Abby Quick has decided to side-step the theatrics of works around her space, presenting instead three beautifully presented photobooks on a poetically minimal cast concrete support that reflects the landscapes documented within. Titled Portraits of Caithness and Sutherland, Sinking Valley and Notes from the Balkans she is one of the only students to present work in photography this year. Each series shares a familiar approach to presenting geographies in intimate detail, often punctuated by shots of bare male chests or limbs in shallow focus lending a sleepy sensuality to the scapes placed around them. It is an expertly deployed moment of stillness.
Similarly creating work on her relationship to geography, Emma Laing lovingly presents a collection of black and white prints of details of trees, land formations, texts and portraits that form a collective narrative on her family's roots in the area surrounding Ullapool – one piece pocking out of a glass sheet reads 'My heart belongs in the Highlands.' Framed etchings of the backs of photographs from her family's collection are a poignant tribute to printed matter.
Upstairs there is a group of painters confidently displaying a formalist approach to their chosen medium that is a real high point.

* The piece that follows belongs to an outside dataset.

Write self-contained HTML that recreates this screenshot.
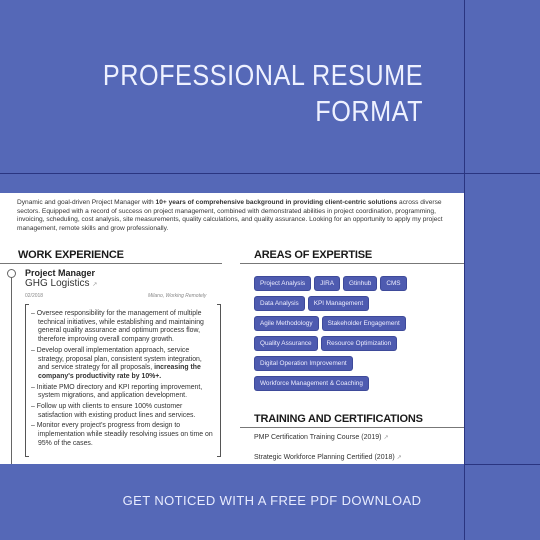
<!DOCTYPE html>
<html><head><meta charset="utf-8"><style>
*{margin:0;padding:0;box-sizing:border-box}
body{width:540px;height:540px;background:#5568b7;position:relative;overflow:hidden;font-family:"Liberation Sans",sans-serif}
.abs{position:absolute}
.title{right:117px;top:58px;color:#eef1ff;font-size:29px;letter-spacing:0.6px;line-height:36px;text-align:right;font-weight:300;transform:scaleX(0.87);transform-origin:right top;white-space:nowrap}
.card{left:0;top:193px;width:464px;height:271px;background:#fff;overflow:hidden}
.intro{left:17px;top:6px;width:440px;font-size:6.6px;line-height:8.6px;color:#333}
.h{font-size:11px;font-weight:bold;color:#1a1a1a;letter-spacing:-0.2px}
.hl{height:1px;background:#777}
.row{height:20px;white-space:nowrap}
.tag{display:inline-block;background:#4e5bb0;color:#eef;font-size:6.4px;line-height:7px;padding:3px 5px;border-radius:2px;margin-right:5px;box-shadow:0 0 0 1px #3e4a9a}
.ul{font-size:6.9px;line-height:8.7px;color:#333}
.ul div{padding-left:9px;text-indent:-7px;margin-bottom:2px}
.bot{left:0;width:544px;top:493px;text-align:center;color:#e8ecff;font-size:13px;letter-spacing:0.4px}
</style></head><body>
<div class="abs" style="left:464px;top:0;width:1px;height:540px;background:#2a3580"></div>
<div class="abs" style="left:0;top:173px;width:540px;height:1px;background:#2a3580"></div>
<div class="abs" style="left:464px;top:464px;width:76px;height:1px;background:#2a3580"></div>
<div class="abs title">PROFESSIONAL RESUME<br>FORMAT</div>
<div class="abs card">
 <div class="abs intro">Dynamic and goal-driven Project Manager with <b>10+ years of comprehensive background in providing client-centric solutions</b> across diverse sectors. Equipped with a record of success on project management, combined with demonstrated abilities in project coordination, programming, invoicing, scheduling, cost analysis, site measurements, quality calculations, and quality assurance. Looking for an opportunity to apply my project management, remote skills and grow professionally.</div>
 <div class="abs h" style="left:18px;top:56px">WORK EXPERIENCE</div>
 <div class="abs hl" style="left:0;top:70px;width:222px"></div>
 <div class="abs" style="left:11px;top:82px;width:1px;height:200px;background:#666"></div>
 <div class="abs" style="left:7px;top:76px;width:9px;height:9px;border:1.5px solid #666;border-radius:50%;background:#fff"></div>
 <div class="abs" style="left:25px;top:75px;font-size:9px;font-weight:bold;color:#222">Project Manager</div>
 <div class="abs" style="left:25px;top:85px;font-size:10px;color:#333">GHG Logistics <span style="font-size:6px;color:#999">↗</span></div>
 <div class="abs" style="left:25px;top:100px;font-size:5px;color:#888">02/2018</div>
 <div class="abs" style="left:148px;top:100px;font-size:5px;color:#888;font-style:italic">Milano, Working Remotely</div>
 <div class="abs" style="left:25px;top:111px;width:196px;height:153px;border-left:1px solid #555;border-right:1px solid #555"></div>
 <div class="abs" style="left:25px;top:111px;width:196px;height:153px;border-top:1px solid #555;border-bottom:1px solid #555;clip-path:polygon(0 0,4px 0,4px 100%,0 100%,0 0,100% 0,100% 100%,calc(100% - 4px) 100%,calc(100% - 4px) 0)"></div>
 <div class="abs ul" style="left:29px;top:117px;width:186px">
  <div>– Oversee responsibility for the management of multiple technical initiatives, while establishing and maintaining general quality assurance and optimum process flow, therefore improving overall company growth.</div>
  <div>– Develop overall implementation approach, service strategy, proposal plan, consistent system integration, and service strategy for all proposals, <b>increasing the company's productivity rate by 10%+.</b></div>
  <div>– Initiate PMO directory and KPI reporting improvement, system migrations, and application development.</div>
  <div>– Follow up with clients to ensure 100% customer satisfaction with existing product lines and services.</div>
  <div>– Monitor every project's progress from design to implementation while steadily resolving issues on time on 95% of the cases.</div>
 </div>
 <div class="abs h" style="left:254px;top:56px">AREAS OF EXPERTISE</div>
 <div class="abs hl" style="left:240px;top:70px;width:224px"></div>
 <div class="abs" style="left:255px;top:79px;width:210px">
  <div class="row"><span class="tag">Project Analysis</span><span class="tag">JIRA</span><span class="tag">Gtinhub</span><span class="tag">CMS</span></div>
  <div class="row"><span class="tag">Data Analysis</span><span class="tag">KPI Management</span></div>
  <div class="row"><span class="tag">Agile Methodology</span><span class="tag">Stakeholder Engagement</span></div>
  <div class="row"><span class="tag">Quality Assurance</span><span class="tag">Resource Optimization</span></div>
  <div class="row"><span class="tag">Digital Operation Improvement</span></div>
  <div class="row"><span class="tag">Workforce Management &amp; Coaching</span></div>
 </div>
 <div class="abs h" style="left:254px;top:220px">TRAINING AND CERTIFICATIONS</div>
 <div class="abs hl" style="left:240px;top:234px;width:224px"></div>
 <div class="abs" style="left:254px;top:241px;font-size:7px;color:#333">PMP Certification Training Course (2019) <span style="color:#999;font-size:6px">↗</span></div>
 <div class="abs" style="left:254px;top:261px;font-size:7px;color:#333">Strategic Workforce Planning Certified (2018) <span style="color:#999;font-size:6px">↗</span></div>
</div>
<div class="abs bot">GET NOTICED WITH A FREE PDF DOWNLOAD</div>
</body></html>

Alluding to sensory qualities far beyond the pictorial, Hannah Stirling combines colourful thick swirls and forms of paint atop muted flat monochromes.
Chanel No. 7 is translated as a green form pushing onto the panel; Squeaky Shoe a bright yellow sponge-like texture sitting on raw MDF. Marcus Murison transfers digital drawing into the painted realm, shifting between focused blocks of pastel greens, pinks and blues depicting effects from Photoshop. These are broken up by squares of sprayed marks that reveal enthusiastic impulse, creating framed moments of abandon that sing in his large-scale compositions.

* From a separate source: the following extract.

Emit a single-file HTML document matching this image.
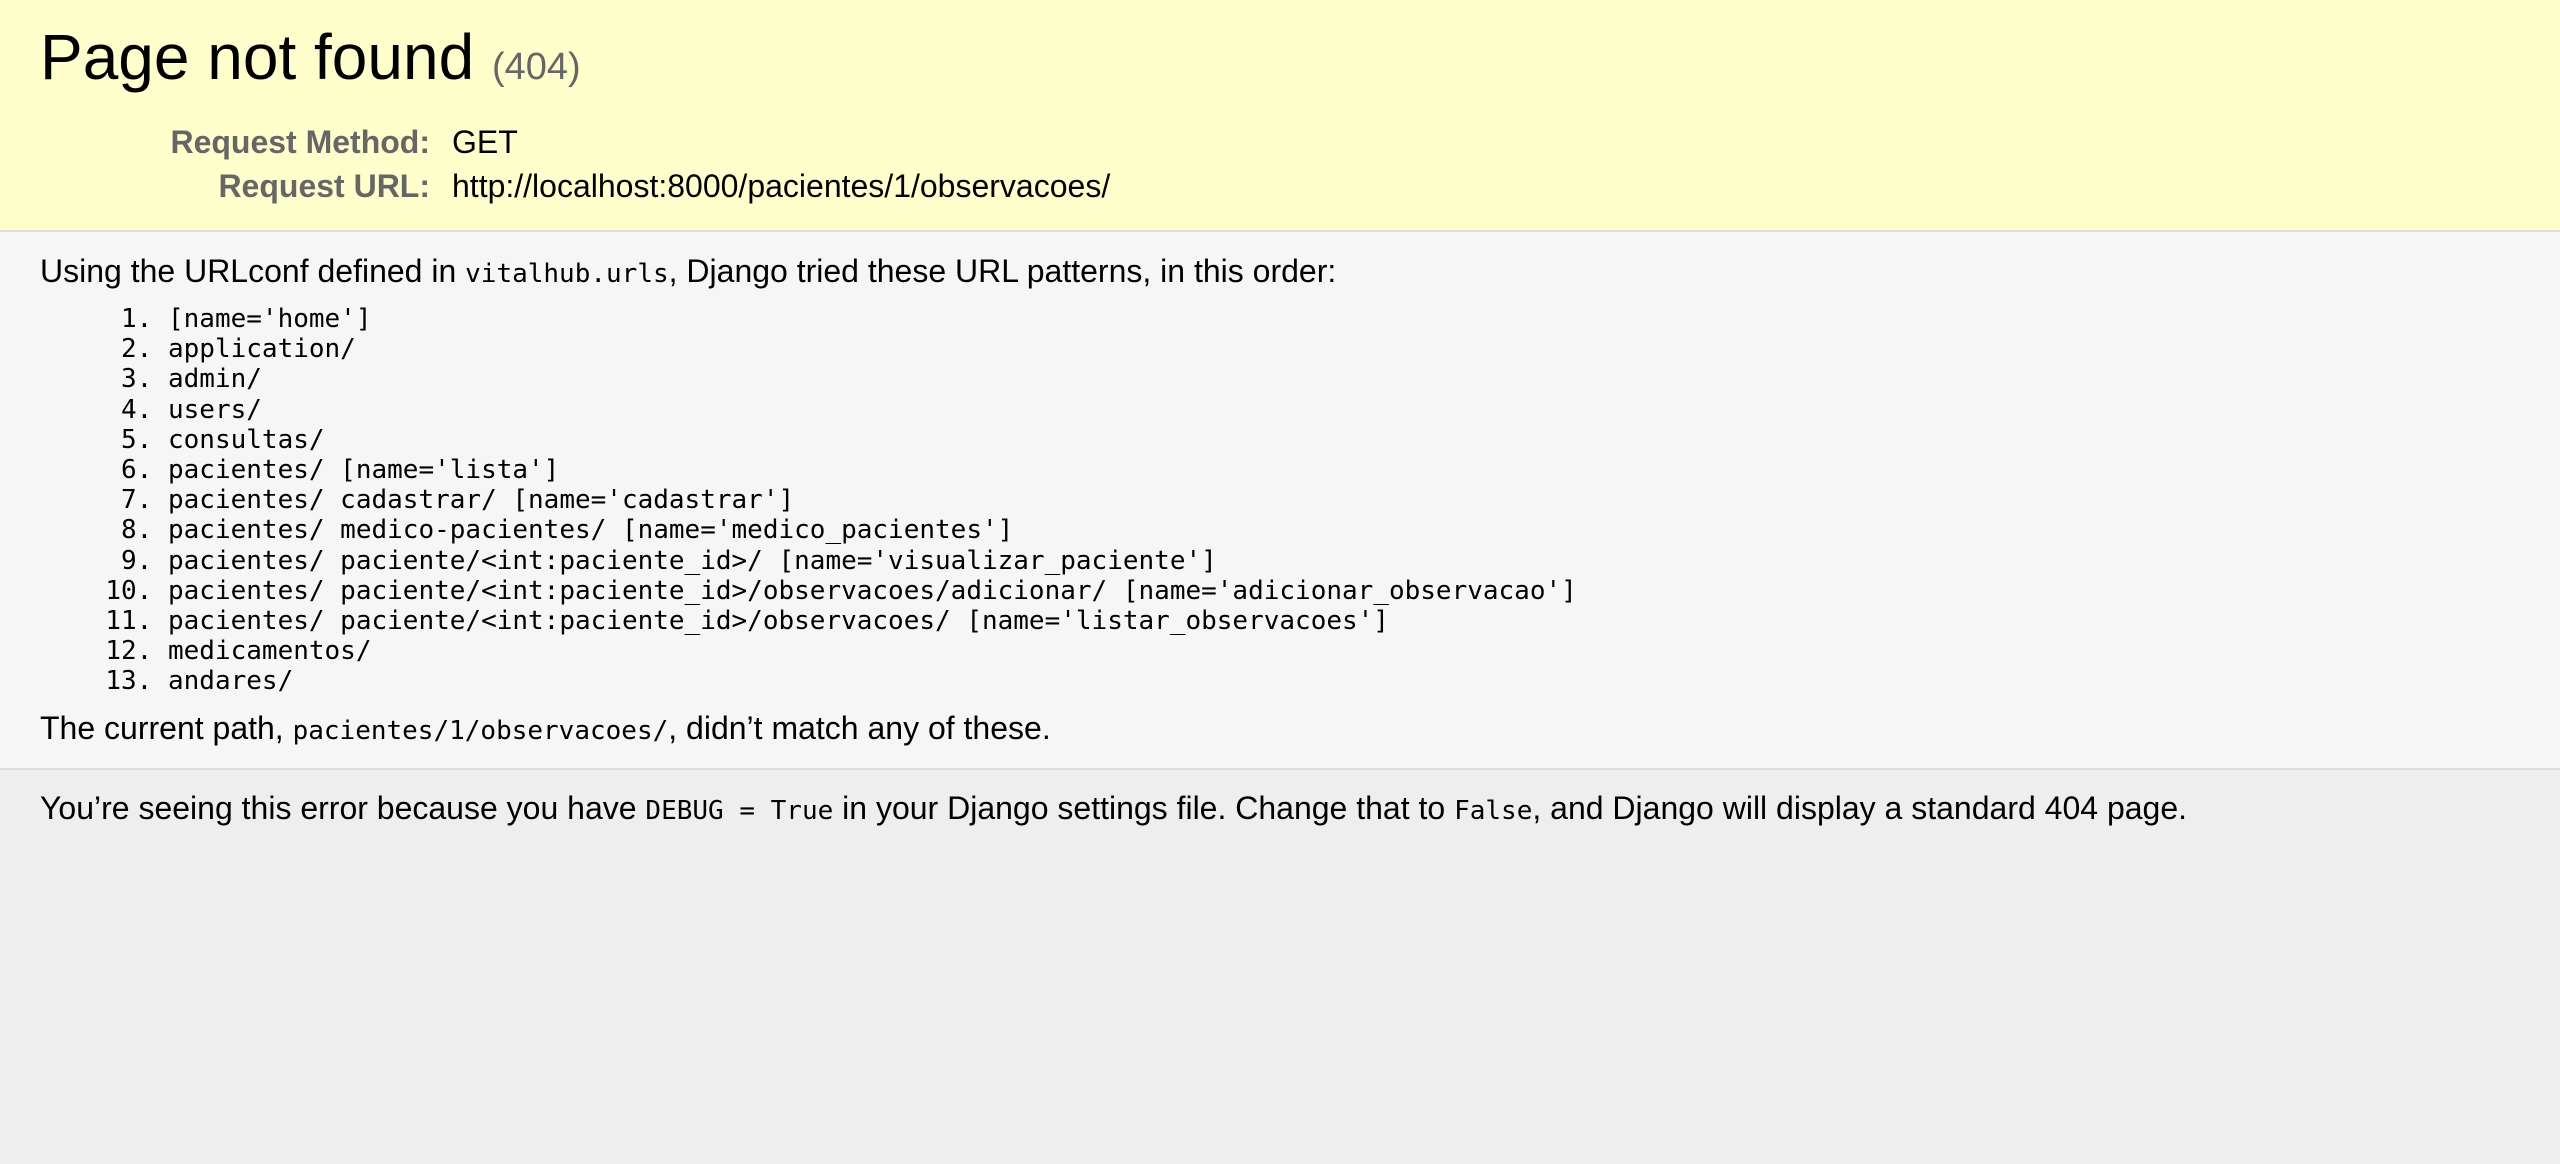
<!DOCTYPE html>
<html><head><meta charset="utf-8"><style>
html,body{margin:0;padding:0;}
body{width:2560px;height:1164px;background:#eee;font-family:"Liberation Sans",Arial,sans-serif;color:#000;position:relative;overflow:hidden;}
.sum{position:absolute;left:0;top:0;width:2560px;height:230px;background:#ffc;border-bottom:2px solid #ddd;}
.info{position:absolute;left:0;top:232px;width:2560px;height:536px;background:#f6f6f6;border-bottom:2px solid #ddd;}
.a{position:absolute;white-space:nowrap;}
h1{position:absolute;left:40px;top:21px;margin:0;font-weight:normal;font-size:64px;line-height:72px;white-space:nowrap;}
h1 span{font-size:38px;color:#666;}
.t{font-size:32px;line-height:44px;}
.lab{font-weight:bold;color:#666;text-align:right;width:430px;left:0;}
.val{left:452px;}
code,.mono{font-family:"DejaVu Sans Mono","Liberation Mono",monospace;font-size:26px;}
ol{position:absolute;left:168px;top:304px;margin:0;padding:0;font-family:"DejaVu Sans Mono","Liberation Mono",monospace;font-size:26px;line-height:30.2px;white-space:nowrap;}
ol li{padding-left:0;}
</style></head><body>
<div class="sum"></div>
<div class="info"></div>
<h1>Page not found <span>(404)</span></h1>
<div class="a t lab" style="top:120px">Request Method:</div>
<div class="a t val" style="top:120px">GET</div>
<div class="a t lab" style="top:164px">Request URL:</div>
<div class="a t val" style="top:164px">http://localhost:8000/pacientes/1/observacoes/</div>
<div class="a t" style="left:40px;top:249px">Using the URLconf defined in <code>vitalhub.urls</code>, Django tried these URL patterns, in this order:</div>
<ol>
<li>[name='home']</li>
<li>application/</li>
<li>admin/</li>
<li>users/</li>
<li>consultas/</li>
<li>pacientes/ [name='lista']</li>
<li>pacientes/ cadastrar/ [name='cadastrar']</li>
<li>pacientes/ medico-pacientes/ [name='medico_pacientes']</li>
<li>pacientes/ paciente/&lt;int:paciente_id&gt;/ [name='visualizar_paciente']</li>
<li>pacientes/ paciente/&lt;int:paciente_id&gt;/observacoes/adicionar/ [name='adicionar_observacao']</li>
<li>pacientes/ paciente/&lt;int:paciente_id&gt;/observacoes/ [name='listar_observacoes']</li>
<li>medicamentos/</li>
<li>andares/</li>
</ol>
<div class="a t" style="left:40px;top:706px">The current path, <code>pacientes/1/observacoes/</code>, didn’t match any of these.</div>
<div class="a t" style="left:40px;top:786px">You’re seeing this error because you have <code>DEBUG = True</code> in your Django settings file. Change that to <code>False</code>, and Django will display a standard 404 page.</div>
</body></html>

Ceramic twists of ropes and glazed amorphous chunks rest peacefully on the canvases of Hannah Gibson’s fluid paintings, seas of pale peach and muted green that spill beautifully into each other. Rope twists and bundles of marks similarly occupy these pictorial renderings of things seemingly coming undone in fits of contained energy. A collection of controlled works in graphite that sit in the centre of her space complement the works well, and are an excellent exploration of mark-making.
There are many riotous moments throughout this year's show, with reflective floors and rooms illuminated in neon reds and blues. Text on seemingly melting plastic that speak of the artist's anxiety of existing in a digital age resonate, yet it is the confidently subtle presentations that stand out, and make the journey to the outer edge of Aberdeen worth it.